**Directive**
Transcribe the listing exactly, leaving out every picture.

═══

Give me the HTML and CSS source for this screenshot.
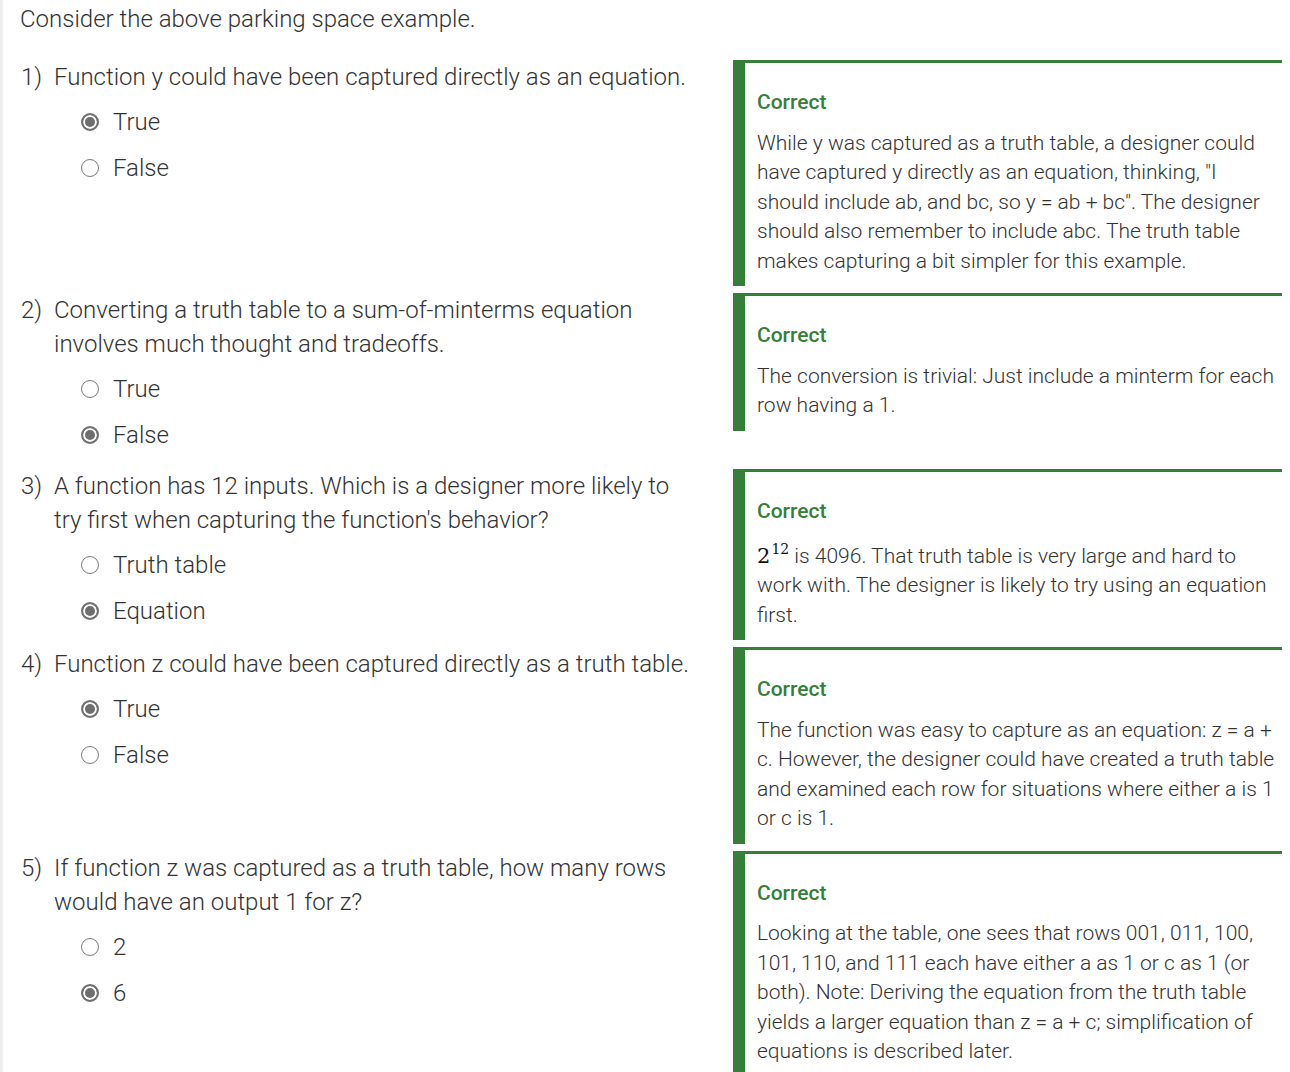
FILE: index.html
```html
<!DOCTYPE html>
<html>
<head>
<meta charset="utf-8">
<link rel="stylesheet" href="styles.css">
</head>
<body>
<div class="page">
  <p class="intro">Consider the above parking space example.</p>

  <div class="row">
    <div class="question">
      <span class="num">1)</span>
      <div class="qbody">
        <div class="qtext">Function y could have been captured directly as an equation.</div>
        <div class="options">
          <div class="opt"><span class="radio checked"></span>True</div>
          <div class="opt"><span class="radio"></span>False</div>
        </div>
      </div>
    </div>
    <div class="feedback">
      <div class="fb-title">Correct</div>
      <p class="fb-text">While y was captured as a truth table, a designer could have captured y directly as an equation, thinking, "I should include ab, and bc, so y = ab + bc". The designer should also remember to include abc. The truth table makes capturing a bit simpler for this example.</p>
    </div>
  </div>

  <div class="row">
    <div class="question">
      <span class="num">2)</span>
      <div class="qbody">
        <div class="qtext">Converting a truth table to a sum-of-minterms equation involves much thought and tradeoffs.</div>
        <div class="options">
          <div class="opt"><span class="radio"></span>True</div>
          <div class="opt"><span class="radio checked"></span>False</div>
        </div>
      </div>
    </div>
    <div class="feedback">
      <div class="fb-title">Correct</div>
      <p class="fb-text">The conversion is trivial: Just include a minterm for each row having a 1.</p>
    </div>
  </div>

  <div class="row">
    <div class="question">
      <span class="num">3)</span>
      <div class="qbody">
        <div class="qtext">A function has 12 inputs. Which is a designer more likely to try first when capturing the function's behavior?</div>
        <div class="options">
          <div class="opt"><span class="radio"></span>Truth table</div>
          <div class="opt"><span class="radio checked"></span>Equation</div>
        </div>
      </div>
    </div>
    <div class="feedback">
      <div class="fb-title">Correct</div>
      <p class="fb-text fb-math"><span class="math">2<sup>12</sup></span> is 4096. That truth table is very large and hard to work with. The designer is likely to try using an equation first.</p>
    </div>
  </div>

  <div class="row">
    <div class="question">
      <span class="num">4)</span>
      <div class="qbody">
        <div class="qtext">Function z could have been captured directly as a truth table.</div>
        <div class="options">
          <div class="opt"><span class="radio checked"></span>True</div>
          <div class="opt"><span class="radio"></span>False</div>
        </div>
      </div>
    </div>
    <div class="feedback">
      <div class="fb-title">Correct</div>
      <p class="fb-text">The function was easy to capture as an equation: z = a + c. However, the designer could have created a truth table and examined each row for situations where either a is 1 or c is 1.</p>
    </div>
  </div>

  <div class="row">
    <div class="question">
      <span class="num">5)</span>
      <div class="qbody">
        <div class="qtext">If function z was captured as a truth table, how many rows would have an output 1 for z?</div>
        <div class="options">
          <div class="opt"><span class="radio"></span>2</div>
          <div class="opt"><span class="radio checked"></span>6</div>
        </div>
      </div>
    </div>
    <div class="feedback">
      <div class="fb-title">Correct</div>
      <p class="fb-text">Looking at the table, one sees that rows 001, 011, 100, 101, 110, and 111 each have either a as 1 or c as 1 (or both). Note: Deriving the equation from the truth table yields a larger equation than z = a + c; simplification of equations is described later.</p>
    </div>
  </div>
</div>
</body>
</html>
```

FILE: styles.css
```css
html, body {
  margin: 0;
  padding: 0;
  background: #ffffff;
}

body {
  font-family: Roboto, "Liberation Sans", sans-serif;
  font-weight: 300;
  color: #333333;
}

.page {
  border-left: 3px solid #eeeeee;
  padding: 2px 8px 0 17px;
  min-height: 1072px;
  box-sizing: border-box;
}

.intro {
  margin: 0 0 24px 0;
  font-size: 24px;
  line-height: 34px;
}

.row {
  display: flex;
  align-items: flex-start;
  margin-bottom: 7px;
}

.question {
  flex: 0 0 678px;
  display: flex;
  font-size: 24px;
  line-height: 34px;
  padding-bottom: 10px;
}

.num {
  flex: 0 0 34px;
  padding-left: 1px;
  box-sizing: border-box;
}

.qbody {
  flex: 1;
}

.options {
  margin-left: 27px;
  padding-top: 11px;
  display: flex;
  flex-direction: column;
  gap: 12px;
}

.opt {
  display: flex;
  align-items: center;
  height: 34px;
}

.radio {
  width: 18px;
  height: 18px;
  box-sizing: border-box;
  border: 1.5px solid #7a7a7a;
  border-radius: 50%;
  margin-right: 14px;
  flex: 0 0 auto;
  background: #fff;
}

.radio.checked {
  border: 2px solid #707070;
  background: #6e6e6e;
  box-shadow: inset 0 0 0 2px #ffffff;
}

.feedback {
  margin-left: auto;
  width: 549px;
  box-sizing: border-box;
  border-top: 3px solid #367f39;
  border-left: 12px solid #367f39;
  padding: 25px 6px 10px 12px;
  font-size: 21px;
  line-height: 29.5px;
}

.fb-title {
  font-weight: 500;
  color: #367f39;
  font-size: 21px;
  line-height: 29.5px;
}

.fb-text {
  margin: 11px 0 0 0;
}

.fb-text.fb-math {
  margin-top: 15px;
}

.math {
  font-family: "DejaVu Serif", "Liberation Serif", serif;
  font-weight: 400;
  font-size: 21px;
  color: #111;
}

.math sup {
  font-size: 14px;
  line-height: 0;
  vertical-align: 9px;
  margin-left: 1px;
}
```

═══

**Answer below**
Give me the HTML and CSS source for this screenshot.
FILE: index.html
```html
<!DOCTYPE html>
<html>
<head>
<meta charset="utf-8">
<link rel="stylesheet" href="styles.css">
</head>
<body>
<div class="page">
  <p class="intro">Consider the above parking space example.</p>

  <div class="row">
    <div class="question">
      <span class="num">1)</span>
      <div class="qbody">
        <div class="qtext">Function y could have been captured directly as an equation.</div>
        <div class="options">
          <div class="opt"><span class="radio checked"></span>True</div>
          <div class="opt"><span class="radio"></span>False</div>
        </div>
      </div>
    </div>
    <div class="feedback">
      <div class="fb-title">Correct</div>
      <p class="fb-text">While y was captured as a truth table, a designer could have captured y directly as an equation, thinking, "I should include ab, and bc, so y = ab + bc". The designer should also remember to include abc. The truth table makes capturing a bit simpler for this example.</p>
    </div>
  </div>

  <div class="row">
    <div class="question">
      <span class="num">2)</span>
      <div class="qbody">
        <div class="qtext">Converting a truth table to a sum-of-minterms equation involves much thought and tradeoffs.</div>
        <div class="options">
          <div class="opt"><span class="radio"></span>True</div>
          <div class="opt"><span class="radio checked"></span>False</div>
        </div>
      </div>
    </div>
    <div class="feedback">
      <div class="fb-title">Correct</div>
      <p class="fb-text">The conversion is trivial: Just include a minterm for each row having a 1.</p>
    </div>
  </div>

  <div class="row">
    <div class="question">
      <span class="num">3)</span>
      <div class="qbody">
        <div class="qtext">A function has 12 inputs. Which is a designer more likely to try first when capturing the function's behavior?</div>
        <div class="options">
          <div class="opt"><span class="radio"></span>Truth table</div>
          <div class="opt"><span class="radio checked"></span>Equation</div>
        </div>
      </div>
    </div>
    <div class="feedback">
      <div class="fb-title">Correct</div>
      <p class="fb-text fb-math"><span class="math">2<sup>12</sup></span> is 4096. That truth table is very large and hard to work with. The designer is likely to try using an equation first.</p>
    </div>
  </div>

  <div class="row">
    <div class="question">
      <span class="num">4)</span>
      <div class="qbody">
        <div class="qtext">Function z could have been captured directly as a truth table.</div>
        <div class="options">
          <div class="opt"><span class="radio checked"></span>True</div>
          <div class="opt"><span class="radio"></span>False</div>
        </div>
      </div>
    </div>
    <div class="feedback">
      <div class="fb-title">Correct</div>
      <p class="fb-text">The function was easy to capture as an equation: z = a + c. However, the designer could have created a truth table and examined each row for situations where either a is 1 or c is 1.</p>
    </div>
  </div>

  <div class="row">
    <div class="question">
      <span class="num">5)</span>
      <div class="qbody">
        <div class="qtext">If function z was captured as a truth table, how many rows would have an output 1 for z?</div>
        <div class="options">
          <div class="opt"><span class="radio"></span>2</div>
          <div class="opt"><span class="radio checked"></span>6</div>
        </div>
      </div>
    </div>
    <div class="feedback">
      <div class="fb-title">Correct</div>
      <p class="fb-text">Looking at the table, one sees that rows 001, 011, 100, 101, 110, and 111 each have either a as 1 or c as 1 (or both). Note: Deriving the equation from the truth table yields a larger equation than z = a + c; simplification of equations is described later.</p>
    </div>
  </div>
</div>
</body>
</html>
```

FILE: styles.css
```css
html, body {
  margin: 0;
  padding: 0;
  background: #ffffff;
}

body {
  font-family: Roboto, "Liberation Sans", sans-serif;
  font-weight: 300;
  color: #333333;
}

.page {
  border-left: 3px solid #eeeeee;
  padding: 2px 8px 0 17px;
  min-height: 1072px;
  box-sizing: border-box;
}

.intro {
  margin: 0 0 24px 0;
  font-size: 24px;
  line-height: 34px;
}

.row {
  display: flex;
  align-items: flex-start;
  margin-bottom: 7px;
}

.question {
  flex: 0 0 678px;
  display: flex;
  font-size: 24px;
  line-height: 34px;
  padding-bottom: 10px;
}

.num {
  flex: 0 0 34px;
  padding-left: 1px;
  box-sizing: border-box;
}

.qbody {
  flex: 1;
}

.options {
  margin-left: 27px;
  padding-top: 11px;
  display: flex;
  flex-direction: column;
  gap: 12px;
}

.opt {
  display: flex;
  align-items: center;
  height: 34px;
}

.radio {
  width: 18px;
  height: 18px;
  box-sizing: border-box;
  border: 1.5px solid #7a7a7a;
  border-radius: 50%;
  margin-right: 14px;
  flex: 0 0 auto;
  background: #fff;
}

.radio.checked {
  border: 2px solid #707070;
  background: #6e6e6e;
  box-shadow: inset 0 0 0 2px #ffffff;
}

.feedback {
  margin-left: auto;
  width: 549px;
  box-sizing: border-box;
  border-top: 3px solid #367f39;
  border-left: 12px solid #367f39;
  padding: 25px 6px 10px 12px;
  font-size: 21px;
  line-height: 29.5px;
}

.fb-title {
  font-weight: 500;
  color: #367f39;
  font-size: 21px;
  line-height: 29.5px;
}

.fb-text {
  margin: 11px 0 0 0;
}

.fb-text.fb-math {
  margin-top: 15px;
}

.math {
  font-family: "DejaVu Serif", "Liberation Serif", serif;
  font-weight: 400;
  font-size: 21px;
  color: #111;
}

.math sup {
  font-size: 14px;
  line-height: 0;
  vertical-align: 9px;
  margin-left: 1px;
}
```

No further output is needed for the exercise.